Australia can learn a lot from the New Zealand example. We need to realise, however, that our starting point is different. We have a different market structure and a stronger domestic focus, but the kind of success seen in the New Zealand dairy industry has not emerged in Australian agriculture in recent years or in our dairy industry in any substantial way, despite the fact we have some of the best farmers and best agricultural land in the world. Agriculture in Australia has been understandably preoccupied with surviving recent drought. However, with a new government sympathetic to agriculture there is an urgent need for Australian farmers and agriculture to overcome a series of growth-limiting hurdles.

Most importantly, we need to open up new markets, just as we have in the recently negotiated free trade agreement with Korea We need to extend that to other countries like India, China and Japan. We need to better protect access to land and water, as we have recognised in our approach to the Murray-Darling Basin Plan. We need to help our farmers to be more competitive with lower energy costs, less red tape and a lower currency, aided by governments living within their means. All these things are a focus of this government. We need to help farmers to rebuild their balance sheets as farm debt levels are already too high and are stretched by succession problems and farm consolidation as many farmers age. Widespread skill shortages need to be addressed by boosting the image of agriculture, attracting new workers and enhancing education services. We need a stronger focus on research and development, which we recognised in our election commitments.

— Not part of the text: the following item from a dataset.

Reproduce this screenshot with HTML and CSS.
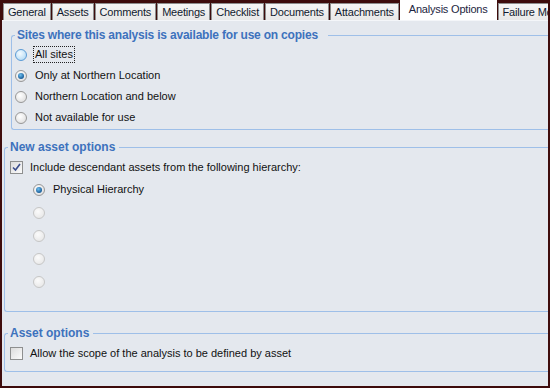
FILE: index.html
```html
<!DOCTYPE html>
<html>
<head>
  <meta charset="UTF-8" />
  <title>Analysis Options</title>
  <link rel="stylesheet" href="styles.css">
</head>
<body>
  <div class='window'>
    <div class='tabs'>
      <div class='tab'>General</div>
      <div class='tab'>Assets</div>
      <div class='tab'>Comments</div>
      <div class='tab'>Meetings</div>
      <div class='tab'>Checklist</div>
      <div class='tab'>Documents</div>
      <div class='tab'>Attachments</div>
      <div class='tab active'>Analysis Options</div>
      <div class='tab'>Failure Modes</div>
    </div>

    <main class='content'>
      <fieldset class='group sites'>
        <legend>Sites where this analysis is available for use on copies</legend>
        <div class='row'>
          <span class='radio hot'></span>
          <span class='label focus'>All sites</span>
        </div>
        <div class='row'>
          <span class='radio checked'></span>
          <span class='label'>Only at Northern Location</span>
        </div>
        <div class='row'>
          <span class='radio'></span>
          <span class='label'>Northern Location and below</span>
        </div>
        <div class='row'>
          <span class='radio'></span>
          <span class='label'>Not available for use</span>
        </div>
      </fieldset>

      <fieldset class='group newAsset'>
        <legend>New asset options</legend>
        <div class='row check'>
          <span class='checkbox checked'>
            <svg width="9" height="9" viewBox="0 0 9 9">
              <path d="M1 4.5L3.5 7L8 1" fill="none" stroke="#3b4d8c" stroke-width="1.6"></path>
            </svg>
          </span>
          <span class='label'>Include descendant assets from the following hierarchy:</span>
        </div>
        <div class='hierarchy'>
          <div class='row'>
            <span class='radio checked'></span>
            <span class='label'>Physical Hierarchy</span>
          </div>
          <div class='row'><span class='radio disabled'></span></div>
          <div class='row'><span class='radio disabled'></span></div>
          <div class='row'><span class='radio disabled'></span></div>
          <div class='row'><span class='radio disabled'></span></div>
        </div>
      </fieldset>

      <fieldset class='group assetOptions'>
        <legend>Asset options</legend>
        <div class='row check'>
          <span class='checkbox'></span>
          <span class='label'>Allow the scope of the analysis to be defined by asset</span>
        </div>
      </fieldset>
    </main>
  </div>
</body>
</html>
```

FILE: styles.css
```css
body {
  margin: 0;
  font-family: "Liberation Sans", Arial, sans-serif;
  font-size: 11px;
  color: #111;
}

.window {
  width: 550px;
  height: 388px;
  box-sizing: border-box;
  padding: 0 2px 2px 2px;
  background-color: #3e0c0c;
  display: flex;
  flex-direction: column;
  overflow: hidden;
}

.tabs {
  height: 20px;
  display: flex;
  align-items: flex-end;
  gap: 1px;
  padding-left: 1px;
  overflow: hidden;
  flex-shrink: 0;
}

.tab {
  height: 17px;
  box-sizing: border-box;
  padding: 0 4px;
  line-height: 16px;
  letter-spacing: -0.2px;
  white-space: nowrap;
  border: 1px solid #8d8d8d;
  border-bottom: none;
  background: linear-gradient(#f6f6f6, #e8e8e8);
  color: #111a2e;
  flex-shrink: 0;
}

.tab.active {
  height: 20px;
  line-height: 17px;
  padding: 0 8px;
  border-color: #fff;
  background: #fff;
  color: #1c2540;
}

.content {
  flex: 1;
  background-color: #e4e8ee;
  border-top: 1px solid #f4f6f9;
  padding-top: 7px;
  overflow: hidden;
}

.group {
  margin: 0;
  padding: 2px 0 1px 3px;
  border: 1px solid #9ebfe8;
  border-right: none;
  border-radius: 3px 0 0 3px;
  min-width: 0;
}

.group legend {
  padding: 0 4px 0 2px;
  line-height: 14px;
  font-weight: bold;
  font-size: 12px;
  color: #3d72bd;
}

.sites {
  margin-left: 9px;
}

.sites legend {
  padding-right: 10px;
  letter-spacing: -0.2px;
}

.newAsset {
  margin: 10px 0 0 2px;
  padding-bottom: 18px;
}

.assetOptions {
  margin: 14px 0 0 2px;
  padding-bottom: 7px;
}

.row {
  height: 21px;
  display: flex;
  align-items: center;
  gap: 8px;
}

.row.check {
  height: 22px;
  padding-left: 2px;
  gap: 7px;
}

.hierarchy {
  padding-left: 25px;
}

.hierarchy .row {
  height: 23px;
}

.label {
  white-space: nowrap;
  line-height: 13px;
}

.label.focus {
  outline: 1px dotted #222;
  outline-offset: 1px;
}

.radio {
  width: 12px;
  height: 12px;
  box-sizing: border-box;
  border-radius: 50%;
  border: 1px solid #979797;
  background: radial-gradient(circle at 40% 35%, #ffffff, #d8d8d8);
  position: relative;
  flex-shrink: 0;
}

.radio.hot {
  border-color: #5b9bd5;
  background: radial-gradient(circle at 40% 35%, #f4fbff, #a6d3f2);
}

.radio.checked::after {
  content: '';
  position: absolute;
  left: 2px;
  top: 2px;
  width: 6px;
  height: 6px;
  border-radius: 50%;
  background: radial-gradient(circle at 40% 35%, #6fc0f0, #1a5e9a 70%);
}

.radio.disabled {
  border-color: #c6c6c6;
  background: radial-gradient(circle at 40% 35%, #fbfbfb, #e3e3e3);
}

.checkbox {
  width: 13px;
  height: 13px;
  box-sizing: border-box;
  border: 1px solid #8e8f8f;
  background: linear-gradient(135deg, #dcdcdc, #fbfbfb);
  display: flex;
  align-items: center;
  justify-content: center;
  flex-shrink: 0;
}
```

It is a sizeable list and one which is critical to my electorate of Hume. I have no doubt that our agricultural white paper will add to the list, but the key to the success of New Zealand's dairy industry is its recognition that it needed to define its own future. With this bill before the House, the Australian dairy industry can take a small step down the same path in taking control of its own destiny. This legislation to increase the cap on levies for milk products and to future-proof the sector against potential major revenue loss is a keen example of the forward thinking Australian dairy needs. If passed, it does not mean farmers will be paying a higher levy to the Australian Animal Health Council; it simply increases the cap on the rate of the levy which may be charged. This is simple, safe economics. While the broader issues for the industry are challenging, the sector has overcome significant obstacles in the past.

Australian dairy needs to grab, quite literally, the bull by the horns. It needs to stand up, shape its own destiny and be ready with appropriate funding in the event of unforeseen circumstances. This is the kind of amendment bill which will build confidence within the sector and encourage badly needed investment and growth. I wholeheartedly support the bill.